SECTION 1 – REGISTRANT’S BUSINESS AND OPERATIONS
Item 1.01 Entry into a Material Definitive Agreement.
Reference is made to the disclosure set forth under Item 5.02 of this report, which disclosure is incorporated into this Item 1.01 by reference.
Item 1.02 Termination of a Material Definitive Agreement.
Reference is made to the disclosure set forth under Item 5.02 of this report, which disclosure is incorporated into this Item 1.02 by reference.
SECTION 5 – CORPORATE GOVERNANCE AND MANAGEMENT
Item 5.02 Departure of Directors or Certain Officers; Election of Directors; Appointment of Certain Officers; Compensatory Arrangements of Certain Officers.
(b) On September 26, 2007, Jonathan Lowenhar gave us notice of his intent to resign as our Chief Operating Officer effective September 28, 2007. As a result of his resignation, the Executive Employment Agreement dated April 1, 2005 made by our direct or indirect wholly owned subsidiaries Virgin River Casino Corporation, RBG, LLC and Casablanca Resorts, LLC with Mr. Lowenhar will terminate on the effective date of Mr. Lowenhar’s resignation. The Executive Employment Agreement was filed as an exhibit to our Form 10-K/A, as filed with the Securities and Exchange Commission on April 25, 2006, and is incorporated herein by reference.
On September 28, 2007, we entered into a separation agreement with Mr. Lowenhar (the “Lowenhar Agreement”) pursuant to which we will pay Mr. Lowenhar a lump sum payment of $302,000 which includes a $277,000 severance payment and a $25,000 payment for a two-year non-compete covenant. The Lowenhar Agreement also provides for a mutual release of claims between us and Mr. Lowenhar and contains customary confidentiality and non-solicitation covenants by Mr. Lowenhar.
On September 26, 2007, Scott DeAngelo gave us notice of his intent to resign as our Vice President of Marketing effective September 28, 2007. As a result of his resignation, the Employment Agreement dated January 1, 2006 made by our direct or indirect wholly owned subsidiaries Virgin River Casino Corporation, RBG, LLC and Casablanca Resorts, LLC with Mr. DeAngelo will terminate on the effective date of Mr. DeAngelo’s resignation.

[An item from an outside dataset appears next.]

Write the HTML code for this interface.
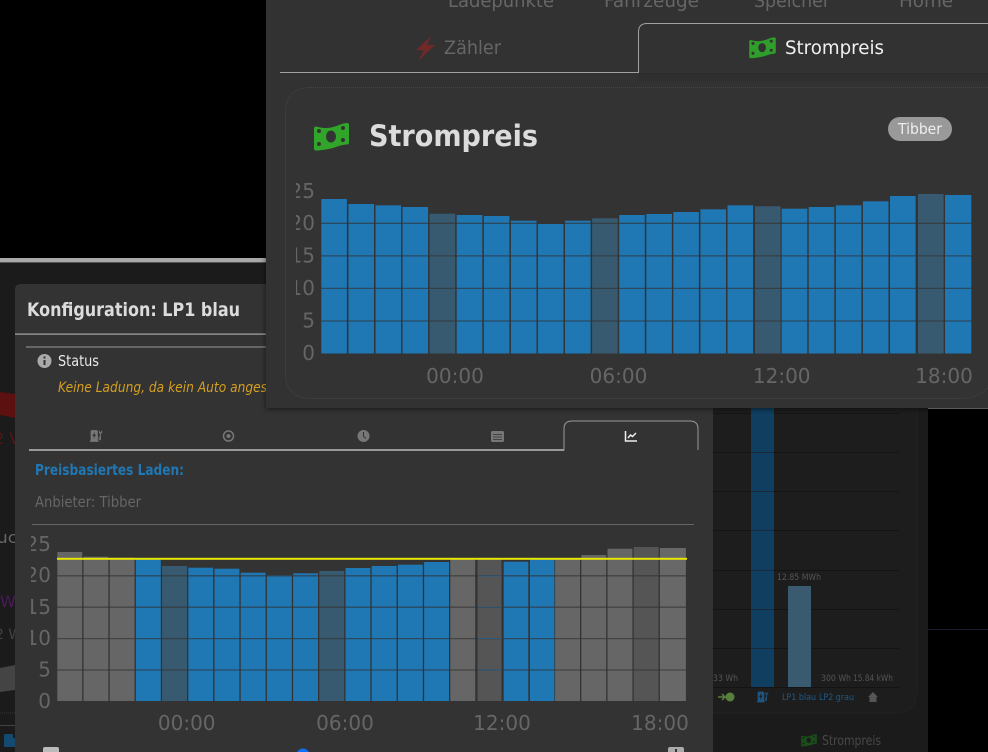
<!DOCTYPE html>
<html lang="de"><head><meta charset="utf-8"><title>Strompreis</title>
<style>
html,body{margin:0;padding:0;background:#000;width:988px;height:752px;overflow:hidden}
svg{display:block}
text{font-family:"DejaVu Sans","Liberation Sans",sans-serif}
.ax{font-size:20px;fill:#666}
</style></head><body>
<svg width="988" height="752" viewBox="0 0 988 752" xmlns="http://www.w3.org/2000/svg">
<defs>
<symbol id="money" viewBox="0 0 35 29">
<path fill-rule="evenodd" d="M2 4C8 5.500 12 6 17 5C23 4 28 .5 33 .5Q35 .5 35 2.500V20Q35 22 33 22C27 22 22 25 17 26C12 27 6 28 2 28Q0 28 0 26V6Q0 4 2 4ZM17 8A5 6 0 1 0 17 20A5 6 0 1 0 17 8ZM5 6.500A2 2 0 1 0 5 10.500A2 2 0 1 0 5 6.500ZM29 3.500A2 2 0 1 0 29 7.500A2 2 0 1 0 29 3.500ZM5 19.500A2 2 0 1 0 5 23.500A2 2 0 1 0 5 19.500ZM29 15.500A2 2 0 1 0 29 19.500A2 2 0 1 0 29 15.500Z"/>
</symbol>
<symbol id="plug" viewBox="0 0 20 20">
<path fill-rule="evenodd" d="M1 3Q1 1 3 1H10Q12 1 12 3V17H13V19H0V17H1ZM7.500 3.500L3.500 10H6L5 15L9.500 8H7Z"/>
<path d="M14 11V15Q14 16 15 16Q16 16 16 15V5M14.500 2V5H18V2M16 5V10" fill="none" stroke="currentColor" stroke-width="1.500"/>
</symbol>
<clipPath id="cTop"><rect x="296" y="170" width="690" height="225"/></clipPath>
<clipPath id="cBot"><rect x="31" y="530" width="680" height="222"/></clipPath>
<filter id="sh" x="-5%" y="-5%" width="110%" height="110%"><feDropShadow dx="0" dy="1" stdDeviation="3" flood-color="#000" flood-opacity=".6"/></filter>
<linearGradient id="tg" x1="0" y1="0" x2="0" y2="1"><stop offset="0" stop-color="#2c2c2c"/><stop offset="1" stop-color="#333"/></linearGradient>
</defs>

<!-- background window -->
<rect width="988" height="752" fill="#000"/>
<rect x="0" y="258" width="988" height="4.500" fill="#a8a8a8"/>
<rect x="0" y="263" width="928" height="489" fill="#1b1b1b"/>
<rect x="928" y="408" width="60" height="1" fill="#888"/>
<rect x="928" y="629" width="60" height="1" fill="#1a1a2a"/>
<path d="M0 392L15 394V418L0 415Z" fill="#5c1010"/>
<text x="-6" y="444" font-size="16" fill="#5c1414">2 V</text>
<text x="-3" y="543" font-size="16" fill="#666" textLength="20" lengthAdjust="spacingAndGlyphs">uc</text>
<text x="0" y="607" font-size="16" fill="#4a1a5a">W</text>
<text x="-5" y="639" font-size="14" fill="#444">2 W</text>
<path d="M0 668L15 665V690L0 692Z" fill="#444"/>
<path d="M0 713H15" stroke="#333" stroke-dasharray="1 1"/>
<rect x="0" y="725" width="15" height="1" fill="#444"/>
<rect x="4" y="734" width="9" height="13" fill="#154a70" rx="1"/>
<rect x="12" y="738" width="3" height="9" fill="#154a70"/>

<!-- background card bottom-right -->
<path d="M700 408H917V690Q917 713 894 713H700Z" fill="#1d1d1d" stroke="#282828" stroke-dasharray="1 1"/>
<g stroke="#141414" stroke-width="1"><path d="M713 413.500H899M713 452.500H899M713 491.500H899M713 530.500H899M713 570.500H899M713 609.500H899M713 648.500H899M713 687.500H899"/></g>
<rect x="751" y="408" width="23" height="279" fill="#0f3e60"/>
<rect x="788" y="586" width="23" height="101" fill="#3a5a70"/>
<g stroke="#1a2a3a" stroke-width="1"><path d="M751 452.500H774M751 491.500H774M751 530.500H774M751 570.500H774M751 609.500H774M751 648.500H774"/></g>
<g font-size="9" fill="#555">
<text x="777" y="580" textLength="44" lengthAdjust="spacingAndGlyphs">12.85 MWh</text>
<text x="713" y="681" textLength="25" lengthAdjust="spacingAndGlyphs">33 Wh</text>
<text x="821" y="681" textLength="30" lengthAdjust="spacingAndGlyphs">300 Wh</text>
<text x="853" y="681" textLength="40" lengthAdjust="spacingAndGlyphs">15.84 kWh</text>
</g>
<path d="M718 697H725M722 694L725 697L722 700" stroke="#56803c" stroke-width="1.500" fill="none"/>
<circle cx="730" cy="697" r="4.500" fill="#56803c"/>
<use href="#plug" x="757" y="691" width="12" height="12" fill="#1f5580" color="#1f5580"/>
<text x="782" y="700" font-size="9" fill="#1f5a85" textLength="34" lengthAdjust="spacingAndGlyphs">LP1 blau</text>
<text x="819" y="700" font-size="9" fill="#1f5a85" textLength="35" lengthAdjust="spacingAndGlyphs">LP2 grau</text>
<path d="M868 697L873 692L878 697H876.500V702H869.500V697Z" fill="#555"/>
<use href="#money" x="801" y="734" width="16" height="13" fill="#1a4d1a"/>
<text x="822" y="745" font-size="13" fill="#484848" textLength="59" lengthAdjust="spacingAndGlyphs">Strompreis</text>

<!-- dialog -->
<path d="M15 752V290Q15 284 21 284H713V752Z" fill="#333"/>
<text x="27" y="316" font-size="19" font-weight="700" fill="#dcdcdc" textLength="213" lengthAdjust="spacingAndGlyphs">Konfiguration: LP1 blau</text>
<rect x="15" y="333.500" width="255" height="1.200" fill="#aaa"/>
<rect x="26" y="346.500" width="245" height="1" fill="#999"/>
<circle cx="44.500" cy="361" r="7" fill="#aaa"/>
<rect x="43.500" y="360" width="2" height="5" fill="#333"/><rect x="43.500" y="356.500" width="2" height="2" fill="#333"/>
<text x="58" y="366" font-size="15" fill="#e8e8e8" textLength="41" lengthAdjust="spacingAndGlyphs">Status</text>
<text x="58" y="392" font-size="14.500" font-style="italic" fill="#d49f1e" textLength="240" lengthAdjust="spacingAndGlyphs">Keine Ladung, da kein Auto angesteckt</text>

<path d="M29 450H564V429Q564 421 572 421H690Q698 421 698 429V450" fill="none" stroke="#999" stroke-width="1"/>
<rect x="29" y="449" width="535" height="2" fill="#999"/>
<use href="#plug" x="90" y="429.500" width="13" height="13" fill="#777" color="#777"/>
<circle cx="228.500" cy="436" r="5" fill="none" stroke="#777" stroke-width="1.500"/><circle cx="228.500" cy="436" r="2" fill="#777"/>
<circle cx="363.500" cy="436" r="6" fill="#777"/><path d="M363.500 432V436.500L366 438.500" stroke="#333" fill="none"/>
<rect x="491" y="431" width="13" height="11" rx="1.500" fill="#777"/><path d="M493 434.500H502M493 437H502M493 439.500H502" stroke="#333" stroke-width=".8"/>
<path d="M625.500 431V441H637" fill="none" stroke="#eee" stroke-width="1.500"/><path d="M628 438L630.500 435L632.500 436.500L636 433" fill="none" stroke="#eee" stroke-width="1.500"/>

<text x="35" y="475" font-size="15" font-weight="700" fill="#1f77b4" textLength="149" lengthAdjust="spacingAndGlyphs">Preisbasiertes Laden:</text>
<text x="35" y="507" font-size="15" fill="#666" textLength="106" lengthAdjust="spacingAndGlyphs">Anbieter: Tibber</text>
<rect x="32" y="524" width="662" height="1" fill="#666"/>

<!-- bottom chart -->
<g fill="#666" >
<rect x="57.300" y="552" width="24.900" height="149"/>
<rect x="83.500" y="556.700" width="24.900" height="144.300"/>
<rect x="109.700" y="557.700" width="24.900" height="143.300"/>
<rect x="450.300" y="558" width="24.900" height="143"/>
<rect x="555.100" y="559" width="24.900" height="142"/>
<rect x="581.300" y="555" width="24.900" height="146"/>
<rect x="607.500" y="548.700" width="24.900" height="152.300"/>
<rect x="659.900" y="548" width="26" height="153" fill="#686868"/>
</g>
<g fill="#555">
<rect x="477.500" y="558.500" width="24" height="142.500"/>
<rect x="633.700" y="547" width="24.900" height="154"/>
</g>
<g fill="#1f77b4">
<rect x="135.900" y="558.300" width="24.900" height="142.700"/>
<rect x="188.300" y="567.700" width="24.900" height="133.300"/>
<rect x="214.500" y="568.700" width="24.900" height="132.300"/>
<rect x="240.700" y="572.700" width="24.900" height="128.300"/>
<rect x="266.900" y="575.300" width="24.900" height="125.700"/>
<rect x="293.100" y="573.300" width="24.900" height="127.700"/>
<rect x="345.500" y="568" width="24.900" height="133"/>
<rect x="371.700" y="566" width="24.900" height="135"/>
<rect x="397.900" y="564.700" width="24.900" height="136.300"/>
<rect x="424.100" y="562" width="24.900" height="139"/>
<rect x="503.700" y="561.700" width="24.600" height="139.300"/>
<rect x="529.900" y="559" width="24.500" height="142"/>
</g>
<g fill="#385a70">
<rect x="162.100" y="566" width="24.900" height="135"/>
<rect x="319.300" y="571" width="24.900" height="130"/>
</g>
<g stroke="#333" stroke-opacity=".65" stroke-width="1.300"><path d="M57 575.800H686M57 607.200H686M57 638.600H686M57 670H686"/></g>
<g stroke="#2a5a80" stroke-width="1"><path d="M478 576H502M478 607H502M478 638.500H502M478 670H502"/></g>
<rect x="57" y="557.800" width="630" height="2" fill="#e6e600"/>
<g class="ax" clip-path="url(#cBot)" text-anchor="end">
<text class="ax" x="51" y="708">0</text>
<text class="ax" x="51" y="676.600">5</text>
<text class="ax" x="51" y="645">10</text>
<text class="ax" x="51" y="614">15</text>
<text class="ax" x="51" y="582">20</text>
<text class="ax" x="51" y="551">25</text>
</g>
<g text-anchor="middle">
<text class="ax" x="186.700" y="730">00:00</text>
<text class="ax" x="345" y="730">06:00</text>
<text class="ax" x="502" y="730">12:00</text>
<text class="ax" x="660" y="730">18:00</text>
</g>
<rect x="43" y="747" width="16" height="12" rx="2" fill="#bbb"/>
<circle cx="303" cy="755" r="6.500" fill="#0d6efd"/>
<rect x="668" y="747" width="16" height="12" rx="2" fill="#aaa"/>
<rect x="675" y="749" width="2" height="4" fill="#333"/>

<!-- top panel -->
<rect x="266" y="-10" width="730" height="418" fill="#333" filter="url(#sh)"/>
<g font-size="19" fill="#666">
<text x="448" y="7" textLength="106" lengthAdjust="spacingAndGlyphs">Ladepunkte</text>
<text x="604" y="7" textLength="95" lengthAdjust="spacingAndGlyphs">Fahrzeuge</text>
<text x="754" y="7" textLength="76" lengthAdjust="spacingAndGlyphs">Speicher</text>
<text x="899" y="7" textLength="54" lengthAdjust="spacingAndGlyphs">Home</text>
</g>
<rect x="639" y="73" width="349" height="12" fill="url(#tg)"/>
<path d="M280 72.500H638.500V32Q638.500 23.500 647 23.500H990" fill="none" stroke="#a0a0a0" stroke-width="1"/>
<path d="M431 36L416 50L423.500 50.500L418 61L435 45H427Z" fill="#702828"/>
<text x="444" y="54" font-size="19" fill="#666" textLength="57" lengthAdjust="spacingAndGlyphs">Zähler</text>
<use href="#money" x="749" y="37" width="27" height="22" fill="#2f9e2a"/>
<text x="785" y="54" font-size="19" fill="#f0f0f0" textLength="99" lengthAdjust="spacingAndGlyphs">Strompreis</text>

<path d="M1010 87.500H311Q285.500 87.500 285.500 113V373Q285.500 398.500 311 398.500H960Q985 398.500 992 380" fill="#333" stroke="#464646" stroke-dasharray="1 1"/>
<use href="#money" x="314" y="122.500" width="35" height="29" fill="#30a52a"/>
<text x="369" y="146" font-size="29" font-weight="700" fill="#dcdcdc" textLength="169" lengthAdjust="spacingAndGlyphs">Strompreis</text>
<rect x="888" y="117" width="64" height="24" rx="12" fill="#999"/>
<text x="920" y="134" font-size="15" fill="#eee" text-anchor="middle" textLength="44" lengthAdjust="spacingAndGlyphs">Tibber</text>

<g fill="#1f77b4">
<rect x="321.300" y="199" width="25.600" height="154.500"/>
<rect x="348.400" y="204" width="25.600" height="149.500"/>
<rect x="375.500" y="205.300" width="25.600" height="148.200"/>
<rect x="402.500" y="207" width="25.600" height="146.500"/>
<rect x="456.700" y="215" width="25.600" height="138.500"/>
<rect x="483.800" y="216" width="25.600" height="137.500"/>
<rect x="510.900" y="220.700" width="25.600" height="132.800"/>
<rect x="537.900" y="224" width="25.600" height="129.500"/>
<rect x="565" y="220.700" width="25.600" height="132.800"/>
<rect x="619.200" y="215" width="25.600" height="138.500"/>
<rect x="646.300" y="214" width="25.600" height="139.500"/>
<rect x="673.300" y="212" width="25.600" height="141.500"/>
<rect x="700.400" y="209.300" width="25.600" height="144.200"/>
<rect x="727.500" y="205.300" width="25.600" height="148.200"/>
<rect x="781.700" y="208.700" width="25.600" height="144.800"/>
<rect x="808.700" y="207" width="25.600" height="146.500"/>
<rect x="835.800" y="205.300" width="25.600" height="148.200"/>
<rect x="862.900" y="201.300" width="25.600" height="152.200"/>
<rect x="890" y="196" width="25.600" height="157.500"/>
<rect x="945" y="195" width="26.300" height="158.500"/>
</g>
<g fill="#385a70">
<rect x="429.600" y="213.700" width="25.600" height="139.800"/>
<rect x="592.100" y="218.300" width="25.600" height="135.200"/>
<rect x="755" y="206.300" width="25.600" height="147.200"/>
<rect x="918" y="194" width="25.600" height="159.500"/>
</g>
<g stroke="#333" stroke-opacity=".65" stroke-width="1.300"><path d="M321 223.300H972M321 255.900H972M321 288.400H972M321 321H972"/></g>
<g clip-path="url(#cTop)" text-anchor="end">
<text class="ax" x="315" y="360">0</text>
<text class="ax" x="315" y="327.500">5</text>
<text class="ax" x="315" y="295">10</text>
<text class="ax" x="315" y="262.500">15</text>
<text class="ax" x="315" y="230">20</text>
<text class="ax" x="315" y="198">25</text>
</g>
<g text-anchor="middle">
<text class="ax" x="455" y="383">00:00</text>
<text class="ax" x="618.500" y="383">06:00</text>
<text class="ax" x="781.700" y="383">12:00</text>
<text class="ax" x="944" y="383">18:00</text>
</g>
</svg>
</body></html>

On September 28, 2007, we entered into a separation agreement with Mr. DeAngelo (the “DeAngelo Agreement”) pursuant to which we will pay Mr. DeAngelo a lump sum payment of $50,000 which includes a $37,500 severance payment and a $12,500 payment for a two-year non-compete covenant. The DeAngelo Agreement also provides for a mutual release of claims between us and Mr. DeAngelo and contains customary confidentiality and non-solicitation covenants by Mr. DeAngelo.
On October 1, 2007, we issued a press release announcing Mr. Lowenhar’s and Mr. DeAngelo’s resignations, a copy of which is attached hereto as Exhibit 99.1 and is incorporated herein by reference.
The foregoing summaries of the Lowenhar Agreement and the DeAngelo Agreement are qualified in their entirety by reference to the complete texts of the Lowenhar Agreement and the DeAngelo Agreement, copies of which are attached hereto as Exhibits 10.1 and 10.2, respectively, and are incorporated herein by reference.